Flights to Rome from Glasgow Airport take just over 3 hours. Why visit Rome? Choose the Italian capital for your next trip, and it won’t be long before you’re enjoying the temperate climate of the Eternal City.
When you’re not sampling Italy’s world-famous cuisine or visiting galleries with their beautiful Renaissance and Baroque works, you’ll be mixing with stylish locals and wide-eyed tourists in the shadows of the Colosseum, Trevi Fountain, and St. Peter's Basilica.
To help you out with your itinerary, here are our favourite things to do in Rome — a contemporary city in one of the world’s most historic settings.
Wander Around Ancient Rome
Rome is a sprawling cosmopolitan city. Yet despite the size, there many must-see sights within walking distance of each other. In a single square mile, you’ll find the legendary Colosseum and Roman Forum with its thousands of artifacts. The iconic Pantheon and the Circus Maximus chariot-racing stadium are not far away either, whilst the neoclassical Altar of the Fatherland, which you can climb for a magnificent view of the city, is nearby.

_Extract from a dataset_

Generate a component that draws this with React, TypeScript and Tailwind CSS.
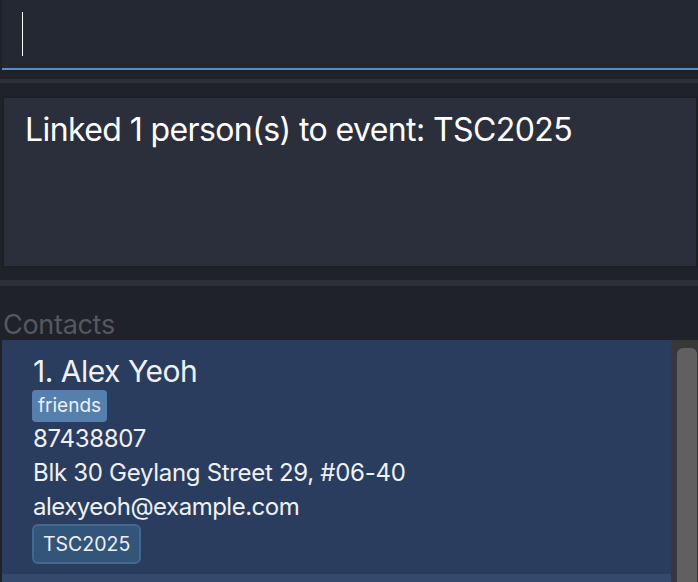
import React from 'react';

const font = { fontFamily: 'Inter, "Noto Sans", sans-serif' };

const App = () => {
  return (
    <div className="w-[698px] h-[582px] overflow-hidden bg-[#1f2229] flex flex-col" style={font}>
      {/* command box */}
      <div className="h-[70px] pl-[2px] bg-[#1f2229]">
        <div className="h-full bg-[#242832] border-b-2 border-[#5b8cc2] flex items-center pl-[20px]">
          <div className="w-px h-[44px] bg-white" />
        </div>
      </div>
      <div className="h-[9px]" />
      <div className="h-[4px] bg-[#2c3039]" />
      <div className="h-[13px]" />

      {/* result box */}
      <div className="h-[172px] pl-[2px]">
        <div className="h-full bg-[#2b2f3b] border-2 border-[#1c1f26] pl-[21px] pt-[12px]">
          <div className="text-[32px] leading-[40px] text-white tracking-[-0.6px]">Linked 1 person(s) to event: TSC2025</div>
        </div>
      </div>
      <div className="h-[12px]" />
      <div className="h-[6px] bg-[#2c3039]" />

      {/* contacts */}
      <div className="flex-1 flex flex-col">
        <div className="h-[54px] flex items-end pl-[3px] pb-[2px]">
          <span className="text-[27px] text-[#55585e] leading-none tracking-[-0.3px]">Contacts</span>
        </div>
        <div className="flex-1 flex min-h-0">
          <div className="flex-1 pl-[2px] flex flex-col">
            <div className="h-[234px] bg-[#2a3d5e] pl-[31px] pt-[14px] flex flex-col items-start text-[#eef1f5]">
              <div className="text-[30px] leading-[34px] tracking-[-0.5px]">1. Alex Yeoh</div>
              <div className="-ml-px mt-[2px] h-[32px] rounded-[4px] bg-[#5580ae] px-[6px] text-[19px] leading-[32px]">friends</div>
              <div className="text-[24px] leading-[34px] tracking-[-0.3px]">87438807</div>
              <div className="text-[24px] leading-[34px] tracking-[-0.3px]">Blk 30 Geylang Street 29, #06-40</div>
              <div className="text-[24px] leading-[34px] tracking-[-0.5px]">alexyeoh@example.com</div>
              <div className="-ml-px rounded-[6px] border-2 border-[#43698e] bg-[#33557a] px-[9px] text-[19.5px] leading-[36px]">TSC2025</div>
            </div>
            <div className="flex-1 bg-[#334a6c]" />
          </div>
          <div className="w-[27px] bg-[#383838] pl-[6px] pt-[8px]">
            <div className="w-[20px] h-full bg-[#606060] rounded-t-[6px]" />
          </div>
        </div>
      </div>
    </div>
  );
};

export default App;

Just across the River Tiber from the Roman Forum and Colosseum is the Vatican City and the second-century Castel Sant'Angelo. The Tiber, a perfect route for an evening stroll, was a significant tactical landmark in centuries past. Take your time to wander along it, perhaps stopping for an espresso, gelato, wine, or beer to fuel your adventures in this magical city.
History fans will love Rome; the city built in homage to Julius Caesar, Augustus, and their fellow Emperors. You’ll be fascinated in this metropolis famous for its gladiatorial combat, which is endlessly depicted in novels and films. Take it slowly to really appreciate it all — from the archways and tree-lined avenues, to the world-famous monuments of the once-powerful epicentre of the Roman Empire.
See Masterpieces from Michelangelo, Raphael and Leonardo da Vinci
Rome’s galleries, churches, and palaces are full of Renaissance and Baroque masterpieces from the likes of Michelangelo, Raphael, and Leonardo da Vinci. The Sistine Chapel in the Apostolic Palace, the official residence of the Pope, is where you’ll be able to see The Creation of Adam, and gaze upwards at the ceiling fresco, which was completed by Michelangelo in 1512.
Even if you’re not an art expert, the Vatican Museums, Galleria Borghese, Capitoline Museums, and the Galleria Nazionale d'Arte Moderna are worth visiting. If you don’t make it this time? You should visit on your next trip — they’re all worth seeing at least once. And yes, Rome is somewhere you’ll want to go back to!
Sample the Lazio Region’s Delicious Cuisine
Pasta is integral to local dishes. It’s used in almost every dish prepared across the Lazio region of Italy. Popular pasta sauces include carbonara and guanciale, whilst you’ll find white pizza (pizza bianca), offal (quinto quarto) and fried seafood or rice balls (fritti) on most restaurant menus.
Thirsty? Rome’s just the place. Around 80 percent of wines produced in the Lazio region are white, including Frascati from the Castelli area and Est Est Est from Lake Bolsen, which is close to Umbria. Quench your thirst after a day’s sightseeing by sampling the wine, or if beer’s more your thing, the usual Italian lagers are on sale in most places. The city also has a lively craft beer scene. Check out the ever-popular Ma Che Siete Venuti A Fà — with its comfortable atmosphere and healthy selection of locally brewed drinks.
Explore More of the Italian Peninsula
Naples is a two-hour train journey from Rome. It’s the perfect base or connection point, especially if you want to see the ancient ruins of Pompeii. Set aside at least half a day to explore the baths, amphitheatres, and more, all set in the foothills of Mount Vesuvius.
Looking for a lazy retreat? Take a boat to see the gorgeous island of Capri with its small sandy coves and luxury shopping. You’re also close to Sorrento at the southern tip of the Bay of Naples, as well as the delightful Amalfi Coast. Wander the steep cliffs, picturesque harbours, medieval architecture, and traditional fisherman’s cottages. When you’re back in Naples, treat yourself to a Neapolitan pizza — it's perhaps the best pizza in the world.
Other day trips from Rome include Florence which is an hour and a half away, the Scavi Archeologici di Ostia Antica, which is similar to Pompeii but on a smaller scale, and Castelli Romani (Roman Castles) where food lovers can indulge in the local dishes prepared in small towns scattered around a stunning volcanic area.